Le même type de questionnement pourrait se poser en France en cas du succès grandissant des opérateurs de SVOD. Si pour le moment aucune loi sur la question n’existe dans notre pays,
l’ARCEP veille néanmoins à cette neutralité. La question fait également débat au niveau de l’Union européenne où
un texte sur le sujet serait en préparation.
Faut-il faire payer les services qui utilisent plus de bande passante que les autres ?

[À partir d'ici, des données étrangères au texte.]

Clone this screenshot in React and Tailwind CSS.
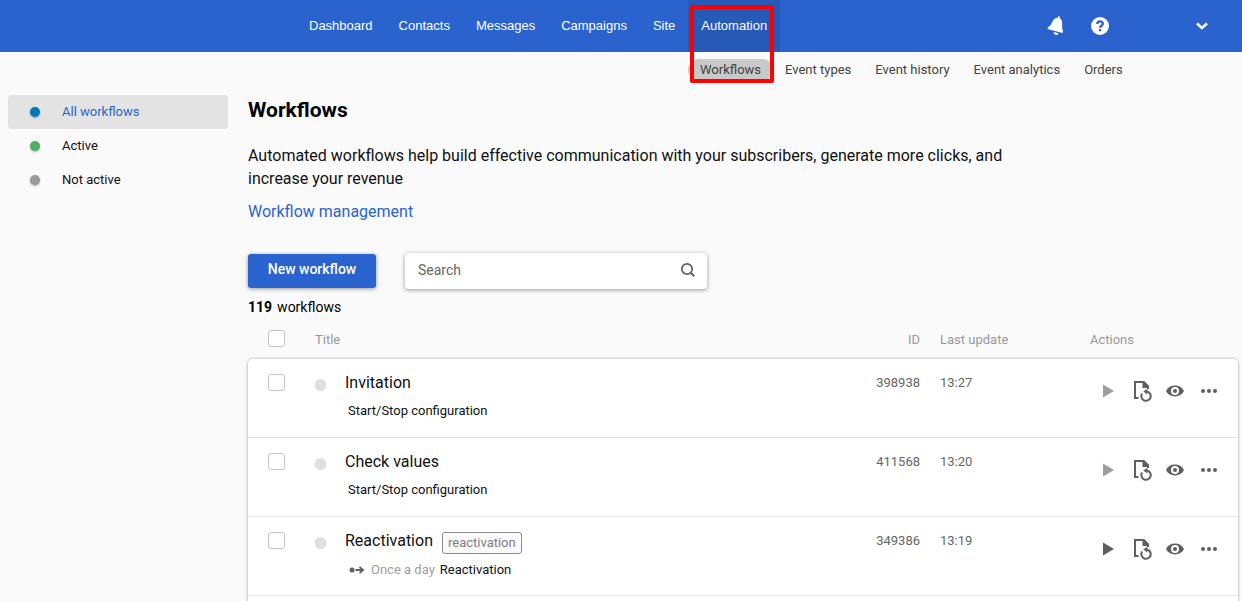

L’ensemble de ces évolutions de la consommation audiovisuelle reste pour le moment hypothétique tant l’arrivée de Netflix en France n’est pas certaine. L’opérateur américain se heurte pour l’instant à la réglementation française notamment en ce qu’elle organise une
chronologie des médias draconienne qui limite le catalogue de films auquel aurait accès l’opérateur. Aucune norme n’encadre par contre la diffusion des séries uniquement soumises aux lois du marché. Dans tous les cas, le succès des nouveaux opérateurs de SVOD sera conditionné par la richesse de leurs offres. Au surplus, l’arrivée de Netflix en France n’ira pas sans contrepartie financière importante. Là encore, la réglementation impose que les diffuseurs (et Netflix pourrait être un très gros diffuseur) participent au financement du cinéma français. Là aussi, les évolutions pourraient être importantes.